■ **Written exercise**
Work out the number of lines with the word "full" in the material below, then reply with that number only.

■ **Provided data**
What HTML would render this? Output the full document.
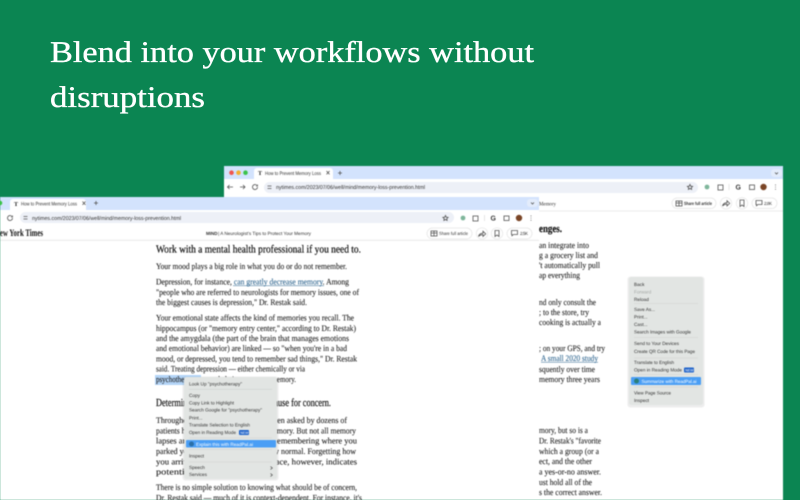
<!DOCTYPE html>
<html><head><meta charset="utf-8"><title>Blend into your workflows</title>
<style>
html,body{margin:0;padding:0;width:800px;height:500px;overflow:hidden;background:#0b8552}
svg{position:absolute;left:0;top:0;display:block}
text{font-family:"Liberation Serif",serif;text-rendering:geometricPrecision}
.t{stroke:#fff;stroke-width:.35px}
.b{filter:blur(.42px)}
.a{font-size:8.6px;fill:#222;stroke:#222;stroke-width:.1px}
.h{font-size:10.8px;fill:#111;stroke:#111;stroke-width:.2px}
.s{font-family:"Liberation Sans",sans-serif;fill:#333}
.m{font-family:"Liberation Sans",sans-serif;font-size:4.7px;fill:#333}
.i{fill:none;stroke:#555;stroke-width:.8}
.p{fill:#fff;stroke:#e4e4e4;stroke-width:.7}
.l{stroke:#cfd2d0;stroke-width:.6}
</style></head><body>
<svg width="800" height="500" viewBox="0 0 800 500" xmlns="http://www.w3.org/2000/svg">
<text class="t" x="50" y="62" font-size="30" fill="#fff" textLength="484" lengthAdjust="spacingAndGlyphs">Blend into your workflows without</text>
<text class="t" x="50" y="107" font-size="30" fill="#fff" textLength="155" lengthAdjust="spacingAndGlyphs">disruptions</text>

<g class="b">
<!-- back window -->
<rect x="224" y="166" width="559" height="334" fill="#fff"/>
<rect x="224" y="166" width="559" height="13" fill="#d3e3fd"/>
<circle cx="231.500" cy="172.700" r="2.300" fill="#f0564f"/><circle cx="238.500" cy="172.700" r="2.300" fill="#f5b02e"/><circle cx="245.500" cy="172.700" r="2.300" fill="#3cc34a"/>
<path d="M254 179v-8a3 3 0 0 1 3-3h73a3 3 0 0 1 3 3v8z" fill="#fff"/>
<text class="s" x="265" y="174.800" font-size="5.200" textLength="56" lengthAdjust="spacingAndGlyphs">How to Prevent Memory Loss</text>
<text x="258" y="175.200" font-size="6" font-weight="bold" fill="#222">T</text>
<path class="i" d="M326.500 171l3 3.400m0-3.400l-3 3.400M340 171v4m-2-2h4"/>
<rect x="771" y="169" width="11" height="8" rx="3" fill="#e3ecfb"/><path class="i" d="M775 172.500l1.500 1.500 1.500-1.500"/>
<rect x="224" y="179" width="559" height="16" fill="#fff"/>
<path class="i" d="M233 187h-5.500m2-2l-2 2 2 2M240 187h5m-2-2l2 2-2 2"/>
<path class="i" d="M257.500 187a2.500 2.500 0 1 1-.8-1.800M257.500 184.500v1.500h-1.500"/>
<rect x="264" y="182" width="434" height="11" rx="5.500" fill="#edf0f7"/>
<path class="i" d="M267.500 186h4m-4 2.500h4"/>
<text class="s" x="276" y="189.200" font-size="5.500" textLength="149" lengthAdjust="spacingAndGlyphs">nytimes.com/2023/07/06/well/mind/memory-loss-prevention.html</text>
<path class="i" d="M690 184.500l.8 1.700 1.800.2-1.300 1.200.3 1.800-1.600-.9-1.600.9.300-1.800-1.300-1.200 1.800-.2z"/>
<circle cx="707" cy="187" r="2.400" fill="#7fb69b"/>
<rect x="718" y="185" width="5" height="5" class="i"/>
<path d="M729 184v6" stroke="#ccc" stroke-width=".5"/>
<text class="s" x="735.500" y="189.500" font-size="7" font-weight="bold" fill="#444">G</text>
<rect x="749.500" y="185" width="5" height="4.500" class="i"/>
<circle cx="763.500" cy="187" r="3.200" fill="#7a4526"/>
<path d="M775.500 184.500v.7m0 1.500v.7m0 1.500v.7" stroke="#555" stroke-width=".9"/>
<path d="M224 211h559" stroke="#e6e6e6" stroke-width=".8"/>
<text x="539" y="205.500" font-size="5.500" fill="#333" textLength="17" lengthAdjust="spacingAndGlyphs">Memory</text>
<rect class="p" x="672" y="198" width="44" height="10.500" rx="5.200"/>
<rect class="i" x="676" y="201" width="6" height="5"/><path class="i" d="M676 203h6m-3-2v5"/>
<text class="s" x="684" y="205" font-size="4.600" font-weight="bold" textLength="28" lengthAdjust="spacingAndGlyphs">Share full article</text>
<circle class="p" cx="726" cy="203.300" r="5.700"/><path class="i" d="M722.500 206c.7-2.500 2.200-3.300 4.500-3.300v-2l2.700 2.700-2.700 2.500v-1.700c-1.800 0-3.300.5-4.500 1.800z"/>
<circle class="p" cx="742" cy="203.300" r="5.700"/><path class="i" d="M740 200h4v6.500l-2-1.500-2 1.500z"/>
<rect class="p" x="752" y="198" width="25" height="10.500" rx="5.200"/><path class="i" d="M756 200.500h6v4h-4l-1.500 1.300v-1.300h-.5z"/>
<text class="s" x="764" y="205" font-size="4.500" textLength="8">2.8K</text>

<g>
<text class="h" x="539" y="232" font-weight="bold" textLength="23" lengthAdjust="spacingAndGlyphs">enges.</text>
<text class="a" x="539" y="248" textLength="50" lengthAdjust="spacingAndGlyphs">an integrate into</text>
<text class="a" x="539" y="258" textLength="59" lengthAdjust="spacingAndGlyphs">g a grocery list and</text>
<text class="a" x="539" y="268" textLength="61" lengthAdjust="spacingAndGlyphs">'t automatically pull</text>
<text class="a" x="539" y="278" textLength="41" lengthAdjust="spacingAndGlyphs">ap everything</text>
<text class="a" x="539" y="305" textLength="57" lengthAdjust="spacingAndGlyphs">nd only consult the</text>
<text class="a" x="539" y="315" textLength="50" lengthAdjust="spacingAndGlyphs">; to the store, try</text>
<text class="a" x="539" y="325" textLength="62" lengthAdjust="spacingAndGlyphs">cooking is actually a</text>
<text class="a" x="539" y="351" textLength="66" lengthAdjust="spacingAndGlyphs">; on your GPS, and try</text>
<text class="a" x="541" y="361" style="fill:#326891;stroke:#326891" textLength="57" lengthAdjust="spacingAndGlyphs">A small 2020 study</text>
<path d="M541 362.300h57" stroke="#326891" stroke-width=".5"/>
<text class="a" x="539" y="372" textLength="56" lengthAdjust="spacingAndGlyphs">squently over time</text>
<text class="a" x="539" y="382" textLength="61" lengthAdjust="spacingAndGlyphs">memory three years</text>
<text class="a" x="539" y="433" textLength="49" lengthAdjust="spacingAndGlyphs">mory, but so is a</text>
<text class="a" x="539" y="443.500" textLength="62" lengthAdjust="spacingAndGlyphs">Dr. Restak's "favorite</text>
<text class="a" x="539" y="454" textLength="60" lengthAdjust="spacingAndGlyphs">which a group (or a</text>
<text class="a" x="539" y="464" textLength="53" lengthAdjust="spacingAndGlyphs">ect, and the other</text>
<text class="a" x="539" y="474.500" textLength="62" lengthAdjust="spacingAndGlyphs">a yes-or-no answer.</text>
<text class="a" x="539" y="485" textLength="53" lengthAdjust="spacingAndGlyphs">ust hold all of the</text>
<text class="a" x="539" y="495" textLength="63" lengthAdjust="spacingAndGlyphs">s the correct answer.</text>
</g>

<!-- back menu -->
<rect x="627.500" y="276.500" width="77" height="131" rx="3" fill="#000" opacity=".07"/>
<rect x="629" y="277" width="74" height="128" rx="2.500" fill="#e2e5e3"/>
<text class="m" x="634" y="286">Back</text>
<text class="m" x="634" y="293.500" style="fill:#a5a8a6">Forward</text>
<text class="m" x="634" y="301">Reload</text>
<path class="l" d="M634 303.500h64M634 337.500h64M634 358h64M634 374.500h64M634 387h64"/>
<text class="m" x="634" y="311">Save As...</text>
<text class="m" x="634" y="318.500">Print...</text>
<text class="m" x="634" y="326">Cast...</text>
<text class="m" x="634" y="333.500" textLength="57" lengthAdjust="spacingAndGlyphs">Search Images with Google</text>
<text class="m" x="634" y="345" textLength="45" lengthAdjust="spacingAndGlyphs">Send to Your Devices</text>
<text class="m" x="634" y="353" textLength="61" lengthAdjust="spacingAndGlyphs">Create QR Code for this Page</text>
<text class="m" x="634" y="364" textLength="40" lengthAdjust="spacingAndGlyphs">Translate to English</text>
<text class="m" x="634" y="371.500" textLength="48" lengthAdjust="spacingAndGlyphs">Open in Reading Mode</text>
<rect x="684" y="367.500" width="10" height="5" rx="1" fill="#1a5fc8"/>
<text class="s" x="685.300" y="371.500" font-size="3.600" style="fill:#fff">NEW</text>
<rect x="631" y="377" width="70" height="8" rx="1" fill="#4a9ef5"/>
<circle cx="636.500" cy="381" r="2.500" fill="#2b7f7a"/>
<text class="m" x="641.500" y="383" style="fill:#fff" textLength="55" lengthAdjust="spacingAndGlyphs">Summarize with ReadPal.ai</text>
<text class="m" x="634" y="394.500" textLength="37" lengthAdjust="spacingAndGlyphs">View Page Source</text>
<text class="m" x="634" y="402">Inspect</text>

<!-- front window -->
<rect x="0" y="197" width="539" height="303" fill="#fff"/>
<rect x="0" y="197" width="539" height="13" fill="#d3e3fd"/>
<circle cx="0" cy="203" r="2.300" fill="#3cc34a"/>
<path d="M10 210v-8a3 3 0 0 1 3-3h70a3 3 0 0 1 3 3v8z" fill="#fff"/>
<text x="14" y="206" font-size="6" font-weight="bold" fill="#222">T</text>
<text class="s" x="21" y="205.300" font-size="5.200" textLength="56" lengthAdjust="spacingAndGlyphs">How to Prevent Memory Loss</text>
<path class="i" d="M82.500 201.500l3 3.400m0-3.400l-3 3.400M96 201v4m-2-2h4"/>
<rect x="527" y="199" width="11" height="8" rx="3" fill="#e3ecfb"/><path class="i" d="M531 202.500l1.500 1.500 1.500-1.500"/>
<rect x="0" y="210" width="539" height="16" fill="#fff"/>
<path class="i" d="M12.500 218a2.500 2.500 0 1 1-.8-1.800M12.500 215.500v1.500h-1.500"/>
<rect x="20" y="212" width="434" height="11" rx="5.500" fill="#edf0f7"/>
<path class="i" d="M23.500 216.500h4m-4 2.500h4"/>
<text class="s" x="32" y="219.800" font-size="5.500" textLength="149" lengthAdjust="spacingAndGlyphs">nytimes.com/2023/07/06/well/mind/memory-loss-prevention.html</text>
<path class="i" d="M445.500 215.500l.8 1.700 1.800.2-1.300 1.200.3 1.800-1.600-.9-1.600.9.300-1.800-1.300-1.200 1.800-.2z"/>
<circle cx="463" cy="218" r="2.400" fill="#7fb69b"/>
<rect x="473" y="216" width="5" height="5" class="i"/>
<path d="M484.500 215v6" stroke="#ccc" stroke-width=".5"/>
<text class="s" x="490.500" y="220.500" font-size="7" font-weight="bold" fill="#444">G</text>
<rect x="504" y="216" width="5" height="4.500" class="i"/>
<circle cx="519" cy="218" r="3.200" fill="#7a4526"/>
<path d="M531 215.500v.7m0 1.500v.7m0 1.500v.7" stroke="#555" stroke-width=".9"/>
<path d="M0 240.300h539" stroke="#e6e6e6" stroke-width=".8"/>
<text x="-5" y="236" font-size="10" font-weight="bold" fill="#111" textLength="48" lengthAdjust="spacingAndGlyphs">New York Times</text>
<text class="s" x="206" y="235" font-size="4.500" font-weight="bold" fill="#222">MIND</text>
<text class="s" x="218" y="235" font-size="4.700" textLength="93" lengthAdjust="spacingAndGlyphs">|  A Neurologist's Tips to Protect Your Memory</text>
<rect class="p" x="427" y="228" width="45" height="11" rx="5.500"/>
<rect class="i" x="431" y="231" width="6" height="5"/><path class="i" d="M431 233h6m-3-2v5"/>
<text class="s" x="439" y="235" font-size="4.600" textLength="29" lengthAdjust="spacingAndGlyphs">Share full article</text>
<circle class="p" cx="482" cy="233.500" r="5.700"/><path class="i" d="M478.500 236.500c.7-2.500 2.200-3.300 4.500-3.300v-2l2.700 2.700-2.700 2.500v-1.700c-1.800 0-3.300.5-4.500 1.800z"/>
<circle class="p" cx="497" cy="233.500" r="5.700"/><path class="i" d="M495 230.500h4v6l-2-1.500-2 1.500z"/>
<rect class="p" x="507" y="228" width="25" height="11" rx="5.500"/><path class="i" d="M511.500 230.500h6v4h-4l-1.500 1.300v-1.300h-.5z"/>
<text class="s" x="520" y="235" font-size="4.500" textLength="8">2.5K</text>

<text class="h" x="156" y="252.500" textLength="205" lengthAdjust="spacingAndGlyphs">Work with a mental health professional if you need to.</text>
<text class="a" x="156" y="269" textLength="191" lengthAdjust="spacingAndGlyphs">Your mood plays a big role in what you do or do not remember.</text>
<text class="a" x="156" y="284.500" textLength="193" lengthAdjust="spacingAndGlyphs">Depression, for instance, <tspan style="fill:#326891;stroke:#326891">can greatly decrease memory</tspan>. Among</text>
<path d="M233 285.700h91" stroke="#326891" stroke-width=".5"/>
<text class="a" x="156" y="294.800" textLength="203" lengthAdjust="spacingAndGlyphs">"people who are referred to neurologists for memory issues, one of</text>
<text class="a" x="156" y="305" textLength="151" lengthAdjust="spacingAndGlyphs">the biggest causes is depression," Dr. Restak said.</text>
<text class="a" x="156" y="320.500" textLength="198" lengthAdjust="spacingAndGlyphs">Your emotional state affects the kind of memories you recall. The</text>
<text class="a" x="156" y="330.800" textLength="200" lengthAdjust="spacingAndGlyphs">hippocampus (or "memory entry center," according to Dr. Restak)</text>
<text class="a" x="156" y="341" textLength="193" lengthAdjust="spacingAndGlyphs">and the amygdala (the part of the brain that manages emotions</text>
<text class="a" x="156" y="351.200" textLength="191" lengthAdjust="spacingAndGlyphs">and emotional behavior) are linked — so "when you're in a bad</text>
<text class="a" x="156" y="361.500" textLength="201" lengthAdjust="spacingAndGlyphs">mood, or depressed, you tend to remember sad things," Dr. Restak</text>
<text class="a" x="156" y="371.700" textLength="149" lengthAdjust="spacingAndGlyphs">said. Treating depression — either chemically or via</text>
<rect x="155" y="375" width="46" height="10" fill="#b3d4f7"/>
<text class="a" x="156" y="382" textLength="140" lengthAdjust="spacingAndGlyphs">psychotherapy — can help improve your memory.</text>
<text class="h" x="156" y="406" textLength="175" lengthAdjust="spacingAndGlyphs">Determine when memory loss is a cause for concern.</text>
<text class="a" x="156" y="423" textLength="191" lengthAdjust="spacingAndGlyphs">Throughout my career, I have often been asked by dozens of</text>
<text class="a" x="156" y="433.300" textLength="200" lengthAdjust="spacingAndGlyphs">patients how they can improve their memory. But not all memory</text>
<text class="a" x="156" y="443.700" textLength="201" lengthAdjust="spacingAndGlyphs">lapses are a cause for concern; not remembering where you</text>
<text class="a" x="156" y="454" textLength="200" lengthAdjust="spacingAndGlyphs">parked your car, for example, is totally normal. Forgetting how</text>
<text class="a" x="156" y="464.300" textLength="201" lengthAdjust="spacingAndGlyphs">you arrived at a certain familiar place, however, indicates</text>
<text class="a" x="156" y="474.700" textLength="80" lengthAdjust="spacingAndGlyphs">potential problems.</text>
<text class="a" x="156" y="490" textLength="201" lengthAdjust="spacingAndGlyphs">There is no simple solution to knowing what should be of concern,</text>
<text class="a" x="156" y="500.500" textLength="206" lengthAdjust="spacingAndGlyphs">Dr. Restak said — much of it is context-dependent. For instance, it's</text>

<!-- front menu -->
<rect x="182.500" y="376.500" width="96" height="104" rx="3" fill="#000" opacity=".07"/>
<rect x="184" y="377" width="93" height="102" rx="2.500" fill="#e2e5e3"/>
<text class="m" x="189" y="385.500" textLength="53" lengthAdjust="spacingAndGlyphs">Look Up "psychotherapy"</text>
<path class="l" d="M189 389.300h83M189 438h83M189 449.500h83M189 462h83"/>
<text class="m" x="189" y="397">Copy</text>
<text class="m" x="189" y="404.500" textLength="45" lengthAdjust="spacingAndGlyphs">Copy Link to Highlight</text>
<text class="m" x="189" y="411.500" textLength="73" lengthAdjust="spacingAndGlyphs">Search Google for "psychotherapy"</text>
<text class="m" x="189" y="419.500">Print...</text>
<text class="m" x="189" y="426.500" textLength="61" lengthAdjust="spacingAndGlyphs">Translate Selection to English</text>
<text class="m" x="189" y="434" textLength="47" lengthAdjust="spacingAndGlyphs">Open in Reading Mode</text>
<rect x="239" y="430" width="10" height="5" rx="1" fill="#1a5fc8"/>
<text class="s" x="240.300" y="434" font-size="3.600" style="fill:#fff">NEW</text>
<rect x="186" y="440" width="90" height="7.500" rx="1" fill="#4a9ef5"/>
<circle cx="191.500" cy="444" r="2.500" fill="#2b6fa8"/>
<text class="m" x="196" y="446" style="fill:#fff" textLength="57" lengthAdjust="spacingAndGlyphs">Explain this with ReadPal.ai</text>
<text class="m" x="189" y="457.500">Inspect</text>
<text class="m" x="189" y="469">Speech</text>
<text class="m" x="189" y="476">Services</text>
<path class="i" d="M270.500 466.500l1.800 1.500-1.800 1.500M270.500 473.500l1.800 1.500-1.800 1.500"/>
</g>
</svg>
</body></html>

■ **Correct result**
3